• WORK TO DO
Skip the pictures and extract all of the lines exactly as written.

• DATA
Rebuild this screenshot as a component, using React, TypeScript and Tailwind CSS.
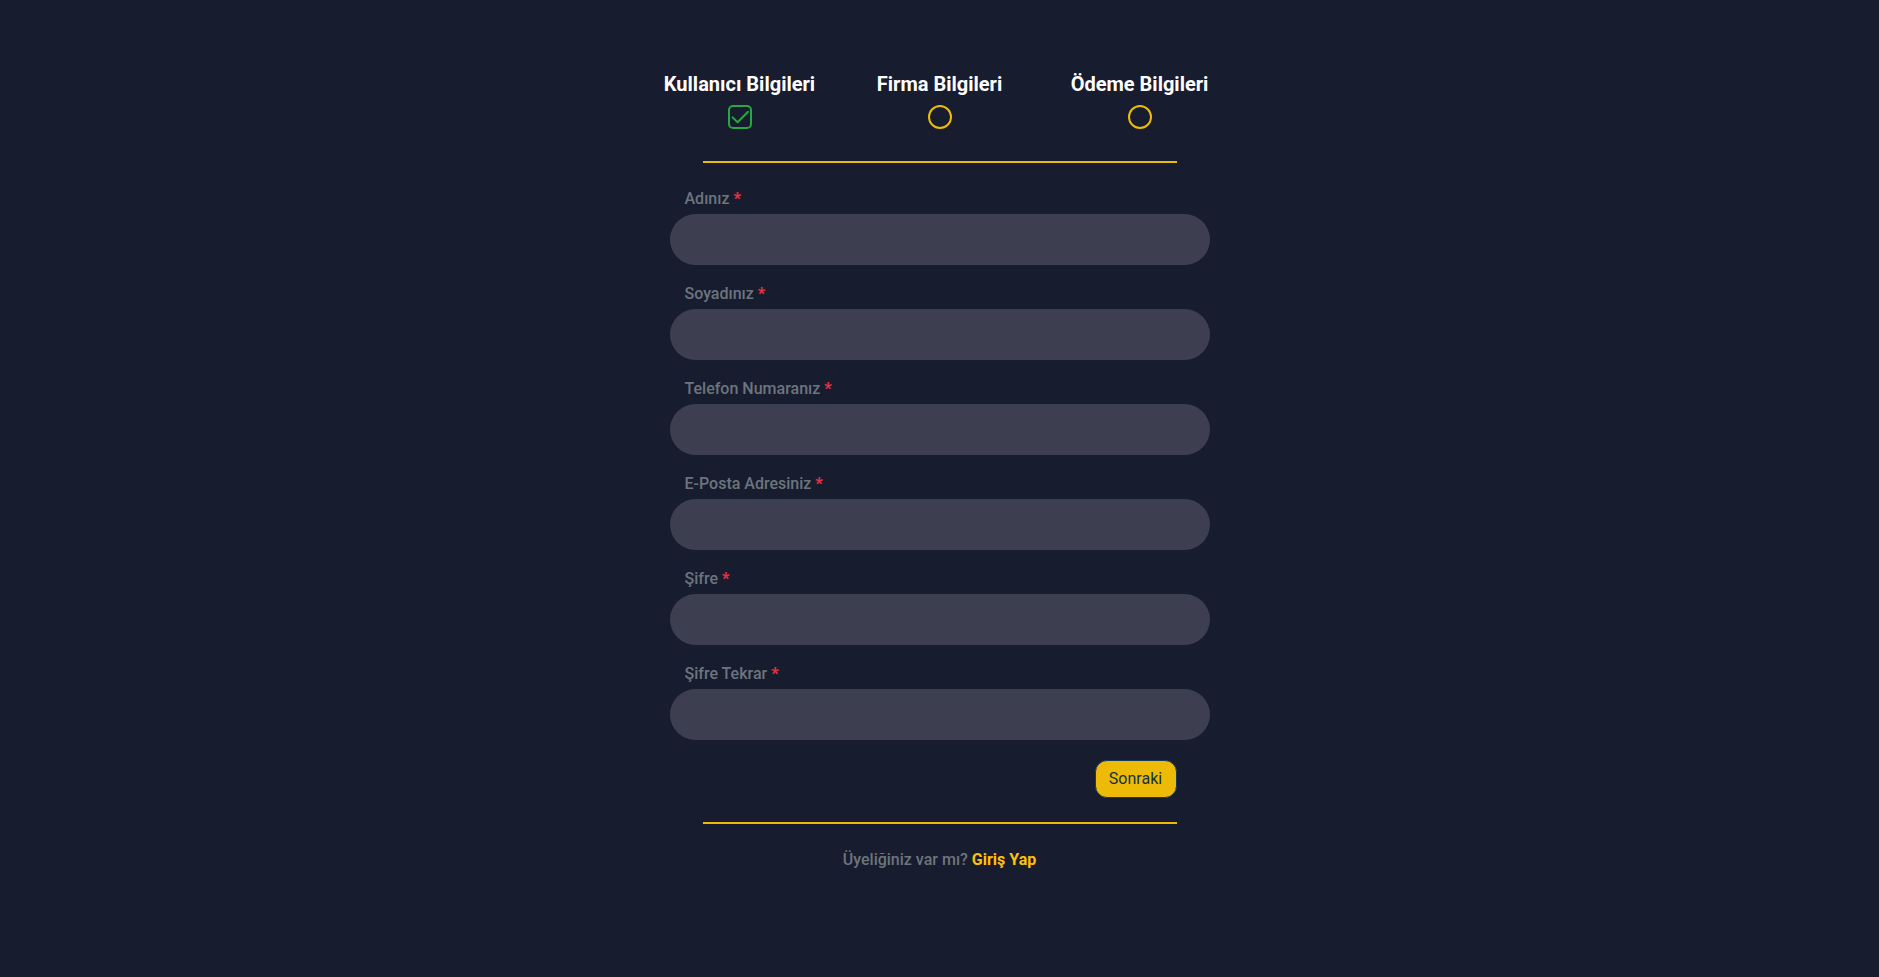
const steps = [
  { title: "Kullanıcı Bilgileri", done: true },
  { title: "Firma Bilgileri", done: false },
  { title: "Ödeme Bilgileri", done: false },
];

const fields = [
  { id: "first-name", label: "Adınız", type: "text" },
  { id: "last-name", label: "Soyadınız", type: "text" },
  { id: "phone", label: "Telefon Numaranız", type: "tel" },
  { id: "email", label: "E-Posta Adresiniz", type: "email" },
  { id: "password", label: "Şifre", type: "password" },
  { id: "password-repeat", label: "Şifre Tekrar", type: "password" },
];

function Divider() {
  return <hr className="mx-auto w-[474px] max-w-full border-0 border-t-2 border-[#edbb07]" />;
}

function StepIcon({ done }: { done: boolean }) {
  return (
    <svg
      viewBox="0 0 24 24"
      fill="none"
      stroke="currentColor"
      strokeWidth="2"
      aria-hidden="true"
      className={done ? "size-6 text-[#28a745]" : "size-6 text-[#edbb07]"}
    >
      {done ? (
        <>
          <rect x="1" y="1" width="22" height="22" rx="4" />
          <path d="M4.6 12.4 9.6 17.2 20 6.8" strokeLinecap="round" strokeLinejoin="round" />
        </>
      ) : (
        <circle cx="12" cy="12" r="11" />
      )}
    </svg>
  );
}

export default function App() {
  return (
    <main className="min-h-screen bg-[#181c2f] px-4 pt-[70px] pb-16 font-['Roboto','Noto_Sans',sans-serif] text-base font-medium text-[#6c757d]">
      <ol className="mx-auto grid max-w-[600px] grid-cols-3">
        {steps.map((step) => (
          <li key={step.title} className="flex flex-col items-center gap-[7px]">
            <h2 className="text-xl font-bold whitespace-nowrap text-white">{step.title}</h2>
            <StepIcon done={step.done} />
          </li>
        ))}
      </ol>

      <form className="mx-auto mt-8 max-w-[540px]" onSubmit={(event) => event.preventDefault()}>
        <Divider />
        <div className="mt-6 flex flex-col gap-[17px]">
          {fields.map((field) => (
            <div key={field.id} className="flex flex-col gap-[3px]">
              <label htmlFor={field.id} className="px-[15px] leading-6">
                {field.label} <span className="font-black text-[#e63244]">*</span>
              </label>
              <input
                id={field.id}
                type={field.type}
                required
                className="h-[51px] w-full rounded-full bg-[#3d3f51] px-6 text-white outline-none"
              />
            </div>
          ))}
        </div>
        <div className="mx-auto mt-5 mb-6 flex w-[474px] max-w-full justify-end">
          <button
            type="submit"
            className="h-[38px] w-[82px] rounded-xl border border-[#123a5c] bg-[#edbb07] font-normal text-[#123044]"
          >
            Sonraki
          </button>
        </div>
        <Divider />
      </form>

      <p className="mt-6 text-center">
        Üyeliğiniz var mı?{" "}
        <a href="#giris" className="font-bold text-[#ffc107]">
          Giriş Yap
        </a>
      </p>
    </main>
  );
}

• FULL RESPONSE
Rebuild this screenshot as a component, using React, TypeScript and Tailwind CSS.
const steps = [
  { title: "Kullanıcı Bilgileri", done: true },
  { title: "Firma Bilgileri", done: false },
  { title: "Ödeme Bilgileri", done: false },
];

const fields = [
  { id: "first-name", label: "Adınız", type: "text" },
  { id: "last-name", label: "Soyadınız", type: "text" },
  { id: "phone", label: "Telefon Numaranız", type: "tel" },
  { id: "email", label: "E-Posta Adresiniz", type: "email" },
  { id: "password", label: "Şifre", type: "password" },
  { id: "password-repeat", label: "Şifre Tekrar", type: "password" },
];

function Divider() {
  return <hr className="mx-auto w-[474px] max-w-full border-0 border-t-2 border-[#edbb07]" />;
}

function StepIcon({ done }: { done: boolean }) {
  return (
    <svg
      viewBox="0 0 24 24"
      fill="none"
      stroke="currentColor"
      strokeWidth="2"
      aria-hidden="true"
      className={done ? "size-6 text-[#28a745]" : "size-6 text-[#edbb07]"}
    >
      {done ? (
        <>
          <rect x="1" y="1" width="22" height="22" rx="4" />
          <path d="M4.6 12.4 9.6 17.2 20 6.8" strokeLinecap="round" strokeLinejoin="round" />
        </>
      ) : (
        <circle cx="12" cy="12" r="11" />
      )}
    </svg>
  );
}

export default function App() {
  return (
    <main className="min-h-screen bg-[#181c2f] px-4 pt-[70px] pb-16 font-['Roboto','Noto_Sans',sans-serif] text-base font-medium text-[#6c757d]">
      <ol className="mx-auto grid max-w-[600px] grid-cols-3">
        {steps.map((step) => (
          <li key={step.title} className="flex flex-col items-center gap-[7px]">
            <h2 className="text-xl font-bold whitespace-nowrap text-white">{step.title}</h2>
            <StepIcon done={step.done} />
          </li>
        ))}
      </ol>

      <form className="mx-auto mt-8 max-w-[540px]" onSubmit={(event) => event.preventDefault()}>
        <Divider />
        <div className="mt-6 flex flex-col gap-[17px]">
          {fields.map((field) => (
            <div key={field.id} className="flex flex-col gap-[3px]">
              <label htmlFor={field.id} className="px-[15px] leading-6">
                {field.label} <span className="font-black text-[#e63244]">*</span>
              </label>
              <input
                id={field.id}
                type={field.type}
                required
                className="h-[51px] w-full rounded-full bg-[#3d3f51] px-6 text-white outline-none"
              />
            </div>
          ))}
        </div>
        <div className="mx-auto mt-5 mb-6 flex w-[474px] max-w-full justify-end">
          <button
            type="submit"
            className="h-[38px] w-[82px] rounded-xl border border-[#123a5c] bg-[#edbb07] font-normal text-[#123044]"
          >
            Sonraki
          </button>
        </div>
        <Divider />
      </form>

      <p className="mt-6 text-center">
        Üyeliğiniz var mı?{" "}
        <a href="#giris" className="font-bold text-[#ffc107]">
          Giriş Yap
        </a>
      </p>
    </main>
  );
}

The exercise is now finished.